Aber was wird aus Larsen? Und van Weyden? Wird der „Übermensch“ erkennen, dass im Kapitalismus nicht die Starken oder Intelligenten die Macht innehaben, sondern das nackte, unpersönliche Geld; dass er alleine nur ein weiteres Bauernopfer in einem Spiel ist, bei dem die Sieger von Anfang an feststehen? Oder wird der „Gentleman“ erkennen, wie verlogen all seine schönen Werte und Ideale sind angesichts der Tatsache, dass seine Klasse ihren Reichtum mittels schärfster Ausbeutung generiert und damit die Verrohung in den Reihen der Ausgebeuteten erst verursacht?

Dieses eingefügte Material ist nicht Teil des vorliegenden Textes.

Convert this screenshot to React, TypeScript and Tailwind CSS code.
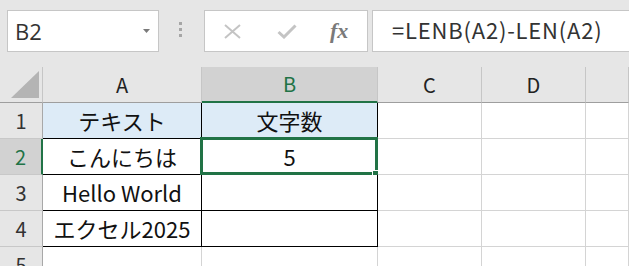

Leider wendet sich London etwa ab der Mitte des Buches allmählich weg von seinem Gesellschaftsexperiment auf der „Ghost“ und legt stattdessen den Fokus auf eine recht klischeehafte Liebesgeschichte, die aus der Sicht des Autors wahrscheinlich zur Beantwortung der aufgeworfenen Fragen beitragen soll, letztlich der Handlung aber nur in vielerlei Hinsicht den Wind aus den bis dahin stets gespannten Segeln nimmt. Dies ist zweifellos schade, vermag aber die Stärken des ersten Teils zum Glück nur bedingt in den Schatten zu stellen. In diesem hat Jack London es geschafft anhand einer recht simplen, authentischen Abenteuergeschichte Prozesse des gesellschaftlichen Lebens und der Bewusstseinsbildung aufzuzeigen, welche auch heute noch das Potential haben, den Leser zum Hinterfragen und Reflektieren (vermeintlich) gefestigter Anschauungen anzuregen.